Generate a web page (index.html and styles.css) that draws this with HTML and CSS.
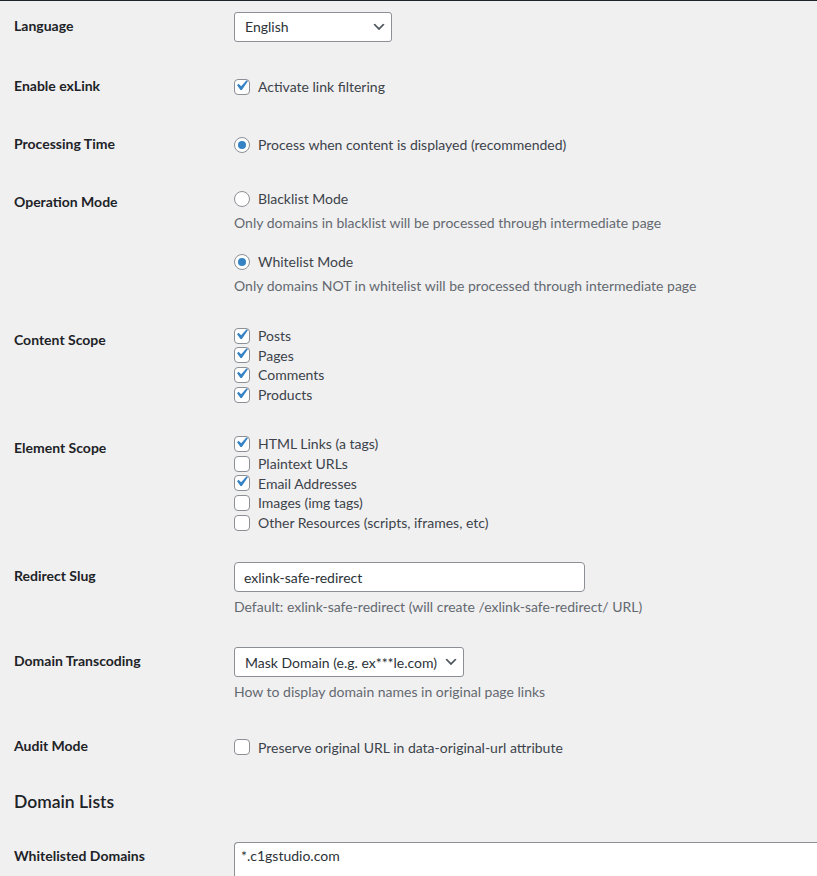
FILE: index.html
```html
<!DOCTYPE html>
<html lang="en">
<head>
<meta charset="utf-8">
<title>exLink Settings</title>
<link rel="stylesheet" href="styles.css">
</head>
<body>
<div class="adminbar"></div>
<main class="wrap">
  <div class="form-table">
    <div class="row first">
      <div class="th">Language</div>
      <div class="td">
        <div class="select select-lang"><span>English</span><svg class="chev" viewBox="0 0 20 20" width="16" height="16"><path d="M5 6l5 5 5-5 2 1-7 7-7-7 2-1z" fill="#50575e"/></svg></div>
      </div>
    </div>
    <div class="row">
      <div class="th">Enable exLink</div>
      <div class="td single">
        <label class="opt"><span class="cb on"><svg viewBox="0 0 20 20"><path d="M14.83 4.89l1.34.94-5.81 8.38H9.02L5.78 9.67l1.34-1.250 2.57 2.4z" fill="#3582c4"/></svg></span>Activate link filtering</label>
      </div>
    </div>
    <div class="row">
      <div class="th">Processing Time</div>
      <div class="td single">
        <label class="opt"><span class="rb on"></span>Process when content is displayed (recommended)</label>
      </div>
    </div>
    <div class="row">
      <div class="th">Operation Mode</div>
      <div class="td">
        <label class="opt mode"><span class="rb"></span>Blacklist Mode</label>
        <p class="description mode-desc">Only domains in blacklist will be processed through intermediate page</p>
        <label class="opt mode mode-second"><span class="rb on"></span>Whitelist Mode</label>
        <p class="description mode-desc">Only domains NOT in whitelist will be processed through intermediate page</p>
      </div>
    </div>
    <div class="row">
      <div class="th">Content Scope</div>
      <div class="td list">
        <label class="opt"><span class="cb on"><svg viewBox="0 0 20 20"><path d="M14.83 4.89l1.34.94-5.81 8.38H9.02L5.78 9.67l1.34-1.25 2.57 2.4z" fill="#3582c4"/></svg></span>Posts</label>
        <label class="opt"><span class="cb on"><svg viewBox="0 0 20 20"><path d="M14.83 4.89l1.34.94-5.81 8.38H9.02L5.78 9.67l1.34-1.25 2.57 2.4z" fill="#3582c4"/></svg></span>Pages</label>
        <label class="opt"><span class="cb on"><svg viewBox="0 0 20 20"><path d="M14.83 4.89l1.34.94-5.81 8.38H9.02L5.78 9.67l1.34-1.25 2.57 2.4z" fill="#3582c4"/></svg></span>Comments</label>
        <label class="opt"><span class="cb on"><svg viewBox="0 0 20 20"><path d="M14.83 4.89l1.34.94-5.81 8.38H9.02L5.78 9.67l1.34-1.25 2.57 2.4z" fill="#3582c4"/></svg></span>Products</label>
      </div>
    </div>
    <div class="row">
      <div class="th">Element Scope</div>
      <div class="td list">
        <label class="opt"><span class="cb on"><svg viewBox="0 0 20 20"><path d="M14.83 4.89l1.34.94-5.81 8.38H9.02L5.78 9.67l1.34-1.25 2.57 2.4z" fill="#3582c4"/></svg></span>HTML Links (a tags)</label>
        <label class="opt"><span class="cb"></span>Plaintext URLs</label>
        <label class="opt"><span class="cb on"><svg viewBox="0 0 20 20"><path d="M14.83 4.89l1.34.94-5.81 8.38H9.02L5.78 9.67l1.34-1.25 2.57 2.4z" fill="#3582c4"/></svg></span>Email Addresses</label>
        <label class="opt"><span class="cb"></span>Images (img tags)</label>
        <label class="opt"><span class="cb"></span>Other Resources (scripts, iframes, etc)</label>
      </div>
    </div>
    <div class="row">
      <div class="th">Redirect Slug</div>
      <div class="td">
        <div class="input regular-text">exlink-safe-redirect</div>
        <p class="description field-desc">Default: exlink-safe-redirect (will create /exlink-safe-redirect/ URL)</p>
      </div>
    </div>
    <div class="row">
      <div class="th">Domain Transcoding</div>
      <div class="td">
        <div class="select select-trans"><span>Mask Domain (e.g. ex***le.com)</span><svg class="chev" viewBox="0 0 20 20" width="16" height="16"><path d="M5 6l5 5 5-5 2 1-7 7-7-7 2-1z" fill="#50575e"/></svg></div>
        <p class="description field-desc">How to display domain names in original page links</p>
      </div>
    </div>
    <div class="row">
      <div class="th">Audit Mode</div>
      <div class="td single">
        <label class="opt"><span class="cb"></span>Preserve original URL in data-original-url attribute</label>
      </div>
    </div>
  </div>

  <h2 class="section-title">Domain Lists</h2>

  <div class="form-table">
    <div class="row last">
      <div class="th">Whitelisted Domains</div>
      <div class="td">
        <div class="textarea">*.c1gstudio.com</div>
      </div>
    </div>
  </div>
</main>
</body>
</html>
```
FILE: styles.css
```css
html, body {
  margin: 0;
  padding: 0;
  height: 876px;
  overflow: hidden;
  background: #f0f0f1;
}

body {
  font-family: Lato, "Liberation Sans", sans-serif;
  font-size: 14px;
  color: #3c434a;
  line-height: 1.4;
}

.adminbar {
  height: 1px;
  background: #1d2327;
}

.wrap {
  padding-left: 14px;
}

.row {
  display: grid;
  grid-template-columns: 220px 1fr;
}

.th {
  padding: 20px 10px 20px 0;
  line-height: 18px;
  font-weight: 700;
  color: #1d2327;
}

.td {
  padding: 15px 0;
  min-width: 0;
}

.row.first .th {
  padding-top: 16px;
}

.row.first .td {
  padding-top: 11px;
}

.row.last .td {
  padding-bottom: 0;
}

.row.last .th {
  padding-bottom: 0;
}

.td.single {
  padding-top: 20px;
}

.opt {
  display: flex;
  align-items: center;
  height: 20px;
  white-space: nowrap;
}

.td.list .opt {
  height: 19.6px;
}

.opt.mode {
  height: 22px;
}

.opt.mode-second {
  margin-top: 18px;
}

.cb, .rb {
  box-sizing: border-box;
  flex: none;
  width: 16px;
  height: 16px;
  margin-right: 8px;
  border: 1px solid #8c8f94;
  background: #fff;
  display: flex;
  align-items: center;
  justify-content: center;
}

.cb {
  border-radius: 4px;
}

.cb svg {
  width: 21px;
  height: 21px;
  flex: none;
  margin: -3px 0 0 -1px;
}

.rb {
  border-radius: 50%;
}

.rb.on::before {
  content: "";
  width: 8px;
  height: 8px;
  border-radius: 50%;
  background: #3582c4;
}

.description {
  margin: 0;
  color: #646970;
  line-height: 20px;
  white-space: nowrap;
}

.mode-desc {
  margin-top: 3px;
}

.field-desc {
  margin-top: 5px;
}

.select, .input, .textarea {
  box-sizing: border-box;
  background: #fff;
  border: 1px solid #8c8f94;
  color: #2c3338;
}

.select {
  display: flex;
  align-items: center;
  justify-content: space-between;
  height: 30px;
  padding: 0 4px 0 10px;
  border-radius: 3px;
  white-space: nowrap;
}

.select-lang {
  width: 158px;
}

.select-trans {
  width: 230px;
}

.chev {
  flex: none;
}

.input {
  display: flex;
  align-items: center;
  height: 30px;
  padding: 0 9px;
  border-radius: 4px;
}

.regular-text {
  width: 351px;
}

.textarea {
  width: 100%;
  height: 34px;
  padding: 3px 6px 0;
  border-right: 0;
  border-bottom: 0;
  border-radius: 4px 0 0 0;
  line-height: 20px;
  overflow: hidden;
}

.section-title {
  margin: 15px 0 13px;
  font-size: 17.5px;
  line-height: 24px;
  font-weight: 600;
  color: #1d2327;
}
```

# OBJECTIVE
Reproduce the material above in full and without alteration, but skip all pictures.

# ANSWER
Generate a web page (index.html and styles.css) that draws this with HTML and CSS.
FILE: index.html
```html
<!DOCTYPE html>
<html lang="en">
<head>
<meta charset="utf-8">
<title>exLink Settings</title>
<link rel="stylesheet" href="styles.css">
</head>
<body>
<div class="adminbar"></div>
<main class="wrap">
  <div class="form-table">
    <div class="row first">
      <div class="th">Language</div>
      <div class="td">
        <div class="select select-lang"><span>English</span><svg class="chev" viewBox="0 0 20 20" width="16" height="16"><path d="M5 6l5 5 5-5 2 1-7 7-7-7 2-1z" fill="#50575e"/></svg></div>
      </div>
    </div>
    <div class="row">
      <div class="th">Enable exLink</div>
      <div class="td single">
        <label class="opt"><span class="cb on"><svg viewBox="0 0 20 20"><path d="M14.83 4.89l1.34.94-5.81 8.38H9.02L5.78 9.67l1.34-1.250 2.57 2.4z" fill="#3582c4"/></svg></span>Activate link filtering</label>
      </div>
    </div>
    <div class="row">
      <div class="th">Processing Time</div>
      <div class="td single">
        <label class="opt"><span class="rb on"></span>Process when content is displayed (recommended)</label>
      </div>
    </div>
    <div class="row">
      <div class="th">Operation Mode</div>
      <div class="td">
        <label class="opt mode"><span class="rb"></span>Blacklist Mode</label>
        <p class="description mode-desc">Only domains in blacklist will be processed through intermediate page</p>
        <label class="opt mode mode-second"><span class="rb on"></span>Whitelist Mode</label>
        <p class="description mode-desc">Only domains NOT in whitelist will be processed through intermediate page</p>
      </div>
    </div>
    <div class="row">
      <div class="th">Content Scope</div>
      <div class="td list">
        <label class="opt"><span class="cb on"><svg viewBox="0 0 20 20"><path d="M14.83 4.89l1.34.94-5.81 8.38H9.02L5.78 9.67l1.34-1.25 2.57 2.4z" fill="#3582c4"/></svg></span>Posts</label>
        <label class="opt"><span class="cb on"><svg viewBox="0 0 20 20"><path d="M14.83 4.89l1.34.94-5.81 8.38H9.02L5.78 9.67l1.34-1.25 2.57 2.4z" fill="#3582c4"/></svg></span>Pages</label>
        <label class="opt"><span class="cb on"><svg viewBox="0 0 20 20"><path d="M14.83 4.89l1.34.94-5.81 8.38H9.02L5.78 9.67l1.34-1.25 2.57 2.4z" fill="#3582c4"/></svg></span>Comments</label>
        <label class="opt"><span class="cb on"><svg viewBox="0 0 20 20"><path d="M14.83 4.89l1.34.94-5.81 8.38H9.02L5.78 9.67l1.34-1.25 2.57 2.4z" fill="#3582c4"/></svg></span>Products</label>
      </div>
    </div>
    <div class="row">
      <div class="th">Element Scope</div>
      <div class="td list">
        <label class="opt"><span class="cb on"><svg viewBox="0 0 20 20"><path d="M14.83 4.89l1.34.94-5.81 8.38H9.02L5.78 9.67l1.34-1.25 2.57 2.4z" fill="#3582c4"/></svg></span>HTML Links (a tags)</label>
        <label class="opt"><span class="cb"></span>Plaintext URLs</label>
        <label class="opt"><span class="cb on"><svg viewBox="0 0 20 20"><path d="M14.83 4.89l1.34.94-5.81 8.38H9.02L5.78 9.67l1.34-1.25 2.57 2.4z" fill="#3582c4"/></svg></span>Email Addresses</label>
        <label class="opt"><span class="cb"></span>Images (img tags)</label>
        <label class="opt"><span class="cb"></span>Other Resources (scripts, iframes, etc)</label>
      </div>
    </div>
    <div class="row">
      <div class="th">Redirect Slug</div>
      <div class="td">
        <div class="input regular-text">exlink-safe-redirect</div>
        <p class="description field-desc">Default: exlink-safe-redirect (will create /exlink-safe-redirect/ URL)</p>
      </div>
    </div>
    <div class="row">
      <div class="th">Domain Transcoding</div>
      <div class="td">
        <div class="select select-trans"><span>Mask Domain (e.g. ex***le.com)</span><svg class="chev" viewBox="0 0 20 20" width="16" height="16"><path d="M5 6l5 5 5-5 2 1-7 7-7-7 2-1z" fill="#50575e"/></svg></div>
        <p class="description field-desc">How to display domain names in original page links</p>
      </div>
    </div>
    <div class="row">
      <div class="th">Audit Mode</div>
      <div class="td single">
        <label class="opt"><span class="cb"></span>Preserve original URL in data-original-url attribute</label>
      </div>
    </div>
  </div>

  <h2 class="section-title">Domain Lists</h2>

  <div class="form-table">
    <div class="row last">
      <div class="th">Whitelisted Domains</div>
      <div class="td">
        <div class="textarea">*.c1gstudio.com</div>
      </div>
    </div>
  </div>
</main>
</body>
</html>
```
FILE: styles.css
```css
html, body {
  margin: 0;
  padding: 0;
  height: 876px;
  overflow: hidden;
  background: #f0f0f1;
}

body {
  font-family: Lato, "Liberation Sans", sans-serif;
  font-size: 14px;
  color: #3c434a;
  line-height: 1.4;
}

.adminbar {
  height: 1px;
  background: #1d2327;
}

.wrap {
  padding-left: 14px;
}

.row {
  display: grid;
  grid-template-columns: 220px 1fr;
}

.th {
  padding: 20px 10px 20px 0;
  line-height: 18px;
  font-weight: 700;
  color: #1d2327;
}

.td {
  padding: 15px 0;
  min-width: 0;
}

.row.first .th {
  padding-top: 16px;
}

.row.first .td {
  padding-top: 11px;
}

.row.last .td {
  padding-bottom: 0;
}

.row.last .th {
  padding-bottom: 0;
}

.td.single {
  padding-top: 20px;
}

.opt {
  display: flex;
  align-items: center;
  height: 20px;
  white-space: nowrap;
}

.td.list .opt {
  height: 19.6px;
}

.opt.mode {
  height: 22px;
}

.opt.mode-second {
  margin-top: 18px;
}

.cb, .rb {
  box-sizing: border-box;
  flex: none;
  width: 16px;
  height: 16px;
  margin-right: 8px;
  border: 1px solid #8c8f94;
  background: #fff;
  display: flex;
  align-items: center;
  justify-content: center;
}

.cb {
  border-radius: 4px;
}

.cb svg {
  width: 21px;
  height: 21px;
  flex: none;
  margin: -3px 0 0 -1px;
}

.rb {
  border-radius: 50%;
}

.rb.on::before {
  content: "";
  width: 8px;
  height: 8px;
  border-radius: 50%;
  background: #3582c4;
}

.description {
  margin: 0;
  color: #646970;
  line-height: 20px;
  white-space: nowrap;
}

.mode-desc {
  margin-top: 3px;
}

.field-desc {
  margin-top: 5px;
}

.select, .input, .textarea {
  box-sizing: border-box;
  background: #fff;
  border: 1px solid #8c8f94;
  color: #2c3338;
}

.select {
  display: flex;
  align-items: center;
  justify-content: space-between;
  height: 30px;
  padding: 0 4px 0 10px;
  border-radius: 3px;
  white-space: nowrap;
}

.select-lang {
  width: 158px;
}

.select-trans {
  width: 230px;
}

.chev {
  flex: none;
}

.input {
  display: flex;
  align-items: center;
  height: 30px;
  padding: 0 9px;
  border-radius: 4px;
}

.regular-text {
  width: 351px;
}

.textarea {
  width: 100%;
  height: 34px;
  padding: 3px 6px 0;
  border-right: 0;
  border-bottom: 0;
  border-radius: 4px 0 0 0;
  line-height: 20px;
  overflow: hidden;
}

.section-title {
  margin: 15px 0 13px;
  font-size: 17.5px;
  line-height: 24px;
  font-weight: 600;
  color: #1d2327;
}
```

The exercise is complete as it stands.